“Global universal bank is the right model”, hollered one slide from the presentation to employees by Vikram Pandit, Citigroup’s chief executive, in November. Then, faith in the bank’s strategy was a shred of hope against thousands more job losses. But almost 11 years after the $70bn merger that formed Citi, Mr Pandit now stands ready to split the financial behemoth.
This, though, may not be a strategic change of heart concerning the merits of across-the-spectrum banking. The dismal state of banking balance sheets has undermined belief in the value of assets. Nothing less than a division of Citi’s business to create a separate “non-core” unit is now required to put its heap of noxious assets out of sceptical investors’ minds. There is, however, at least one risk. The required pricing of unwanted businesses and assets could produce a reassessment of valuations at peers.

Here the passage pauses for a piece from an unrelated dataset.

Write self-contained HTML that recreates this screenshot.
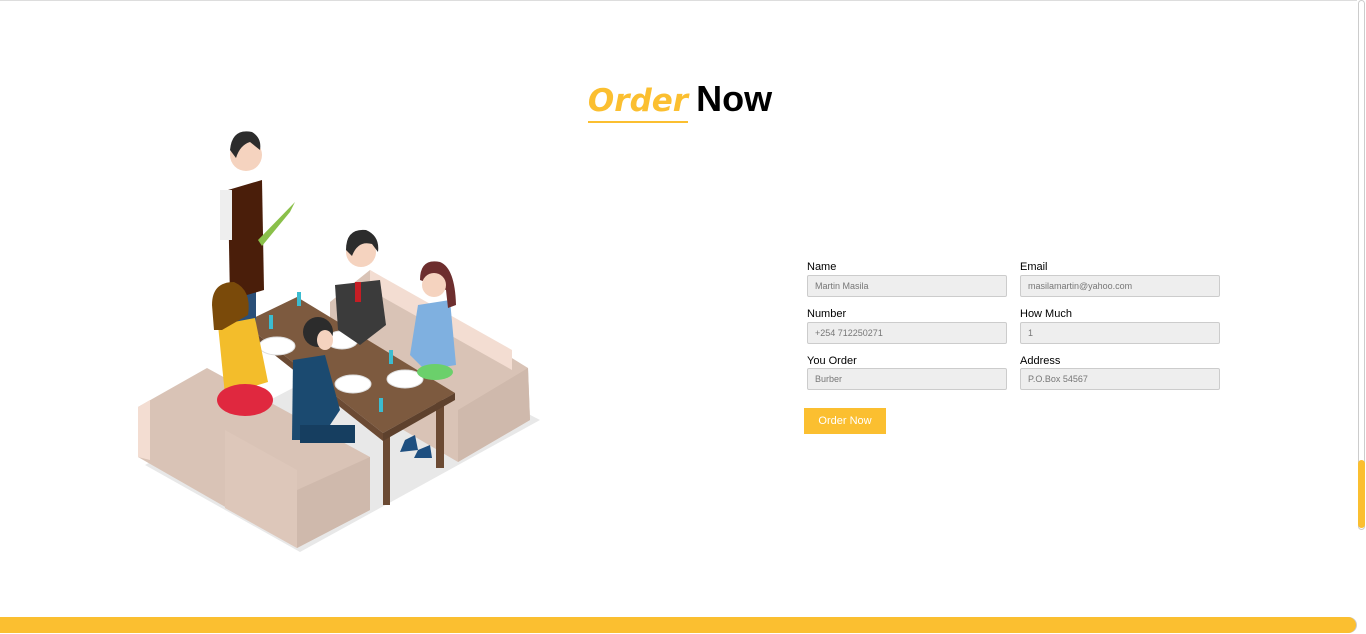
<!DOCTYPE html>
<html><head><meta charset="utf-8"><style>
html,body{margin:0;padding:0;width:1366px;height:634px;overflow:hidden;background:#fff;font-family:"Liberation Sans",Arial,sans-serif}
.top{position:absolute;left:0;top:0;width:1357px;height:1px;background:#ddd}
h1{position:absolute;left:0;width:1360px;top:78px;margin:0;text-align:center;font-size:36px;font-weight:bold;color:#000}
h1 span{font-family:"Comic Sans MS","DejaVu Sans",cursive;font-style:italic;color:#fbbf30;font-weight:bold;border-bottom:2px solid #fbbf30;display:inline-block;line-height:40px;font-size:31px;margin-right:8px}
.f{position:absolute;font-size:11px;color:#000}
.in{position:absolute;width:200px;height:22px;background:#eee;border:1px solid #ccc;border-radius:2px;font-size:9px;color:#777;line-height:21px;padding-left:7px;box-sizing:border-box}
.btn{position:absolute;left:804px;top:408px;width:82px;height:26px;background:#fbbf30;color:#fff;font-size:11px;text-align:center;line-height:26px}
.track{position:absolute;left:1358px;top:0;width:7px;height:530px;background:#fff;border:1px solid #ccc;border-radius:4px;box-sizing:border-box}
.thumb{position:absolute;left:1358px;top:460px;width:7px;height:68px;background:#fbbf30;border-radius:4px}
.hbar{position:absolute;left:0;top:617px;width:1356px;height:16px;background:#fbbf30;border-radius:0 8px 8px 0;box-shadow:1px 0 0 #ccc}
</style></head><body>
<div class="top"></div>
<h1><span>Order</span>Now</h1>
<svg width="560" height="600" style="position:absolute;left:0;top:0" viewBox="0 0 560 600">
<polygon points="145,465 300,552 540,420 385,340" fill="#e8e8e8"/>
<polygon points="330,302 370,270 528,368 530,420 458,462 330,387" fill="#d9c3b6"/>
<polygon points="370,270 512,350 512,370 370,290" fill="#f3ddd2"/>
<polygon points="458,410 528,368 530,420 458,462" fill="#cfb9ac"/>
<polygon points="383,433 383,505 390,505 390,433" fill="#6b4a33"/>
<polygon points="436,400 436,468 444,468 444,400" fill="#6b4a33"/>
<polygon points="243,323 297,297 455,393 383,433" fill="#7d5a3f"/>
<polygon points="243,323 383,433 383,441 243,330" fill="#6b4a33"/>
<polygon points="383,433 455,393 455,400 383,441" fill="#5e412d"/>
<ellipse cx="277" cy="346" rx="18" ry="9" fill="#fff" stroke="#ddd"/>
<ellipse cx="342" cy="340" rx="16" ry="9" fill="#fff" stroke="#ddd"/>
<ellipse cx="353" cy="384" rx="18" ry="9" fill="#fff" stroke="#ddd"/>
<ellipse cx="405" cy="379" rx="18" ry="9" fill="#fff" stroke="#ddd"/>
<g fill="#3bbcd0"><rect x="297" y="292" width="4" height="14"/><rect x="269" y="315" width="4" height="14"/><rect x="389" y="350" width="4" height="14"/><rect x="379" y="398" width="4" height="14"/></g>
<rect x="230" y="250" width="26" height="75" fill="#2a4f78"/>
<polygon points="228,190 262,180 264,290 230,300" fill="#4a1e0a"/>
<rect x="220" y="190" width="12" height="50" fill="#eee"/>
<polygon points="258,240 295,202 290,212 262,246" fill="#8ac04a"/>
<circle cx="246" cy="155" r="16" fill="#f5d3bf"/>
<path d="M230 150 Q232 128 252 132 Q262 138 260 150 L250 142 Q240 145 236 158Z" fill="#2c2c2c"/>
<polygon points="335,285 380,280 386,325 360,345 338,330" fill="#3b3b3b"/>
<rect x="355" y="282" width="6" height="20" fill="#c51d24"/>
<circle cx="361" cy="252" r="15" fill="#f5d3bf"/>
<path d="M346 250 Q346 228 366 230 Q380 236 378 252 L372 244 Q358 240 352 256Z" fill="#2c2c2c"/>
<polygon points="418,305 450,300 456,365 425,370 410,355" fill="#7fb0e0"/>
<ellipse cx="435" cy="372" rx="18" ry="8" fill="#6bd06b"/>
<path d="M420 280 Q420 258 440 262 Q455 268 456 305 L448 308 L446 290 Z" fill="#6d2e2e"/>
<circle cx="434" cy="285" r="12" fill="#f5d3bf"/>
<path d="M405 440 L415 435 L418 450 L400 452Z M418 450 L430 445 L432 458 L414 458Z" fill="#1e4f80"/>
<polygon points="138,407 207,368 370,457 370,510 297,548 138,457" fill="#d9c3b6"/>
<polygon points="138,407 150,400 150,460 138,457" fill="#f3ddd2"/>
<polygon points="225,430 297,470 297,548 225,508" fill="#ddc7ba"/>
<polygon points="297,490 370,457 370,510 297,548" fill="#cfb9ac"/>
<polygon points="218,325 255,318 268,382 225,395" fill="#f3bd2b"/>
<ellipse cx="245" cy="400" rx="28" ry="16" fill="#e0283f"/>
<path d="M212 305 Q212 282 234 282 Q252 290 248 315 L222 330 L214 330Z" fill="#7a4a0a"/>
<polygon points="293,360 325,355 340,410 320,440 292,440" fill="#1b4a70"/>
<rect x="300" y="425" width="55" height="18" fill="#163e60"/>
<circle cx="318" cy="332" r="15" fill="#2c2c2c"/>
<ellipse cx="325" cy="340" rx="8" ry="10" fill="#f5d3bf"/>
</svg>
<div class="f" style="left:807px;top:261px">Name</div>
<div class="f" style="left:1020px;top:261px">Email</div>
<div class="in" style="left:807px;top:275px">Martin Masila</div>
<div class="in" style="left:1020px;top:275px">masilamartin@yahoo.com</div>
<div class="f" style="left:807px;top:308px">Number</div>
<div class="f" style="left:1020px;top:308px">How Much</div>
<div class="in" style="left:807px;top:322px">+254 712250271</div>
<div class="in" style="left:1020px;top:322px">1</div>
<div class="f" style="left:807px;top:355px">You Order</div>
<div class="f" style="left:1020px;top:355px">Address</div>
<div class="in" style="left:807px;top:368px">Burber</div>
<div class="in" style="left:1020px;top:368px">P.O.Box 54567</div>
<div class="btn">Order Now</div>
<div class="track"></div><div class="thumb"></div>
<div class="hbar"></div>
</body></html>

What, then, will remain with Citi? After all, there are few high-margin investment banking products now in demand. Consumer and commercial banking face rising losses. But shorn of the burden of Citi’s problem assets – plus riskier consumer lending and investment banking businesses – many core businesses will eventually recover their earnings power come recovery. Citi seems likely to regroup round its retail banking, commercial operations and bog-standard services such as custody and clearing.

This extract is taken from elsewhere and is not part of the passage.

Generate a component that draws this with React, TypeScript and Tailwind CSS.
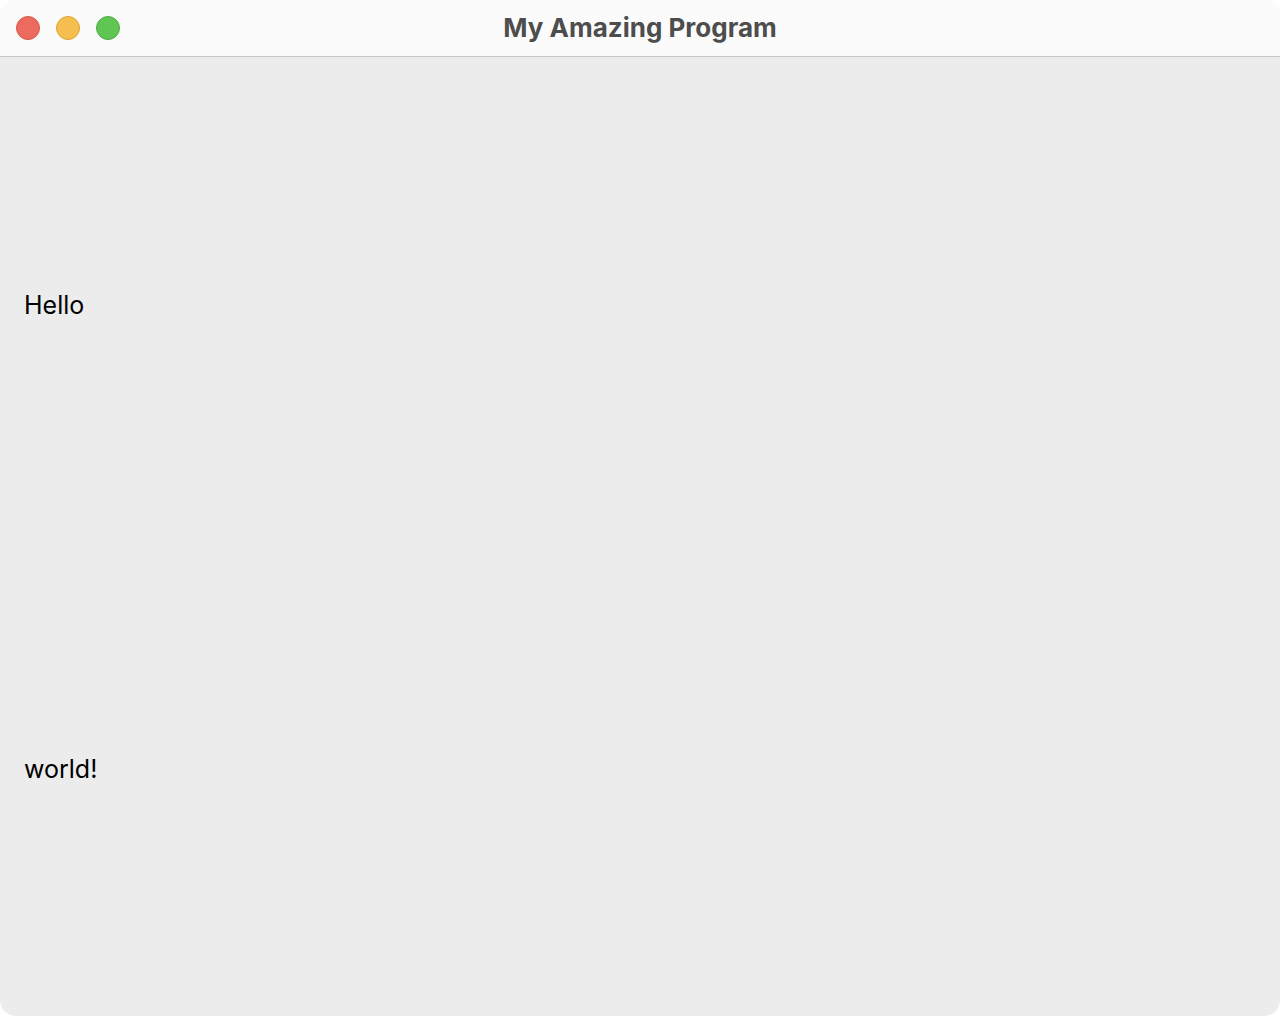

Critics who have (rightly) questioned the benefits of diversification within a banking “supermarket” should not trumpet victory too loudly. For example, profitable corporate banking relies on peddling ancillary investment banking services to customers. Many of those will remain. Citi’s break-up, too, is likely to remain superficial until improved confidence enables its nasties to be sold or spun off. But even if Citi moves from universal banking to a mere galaxy of financial services, consolidation as a tool to solve banking’s woes now has an upper bound. Banks really can be too big to succeed.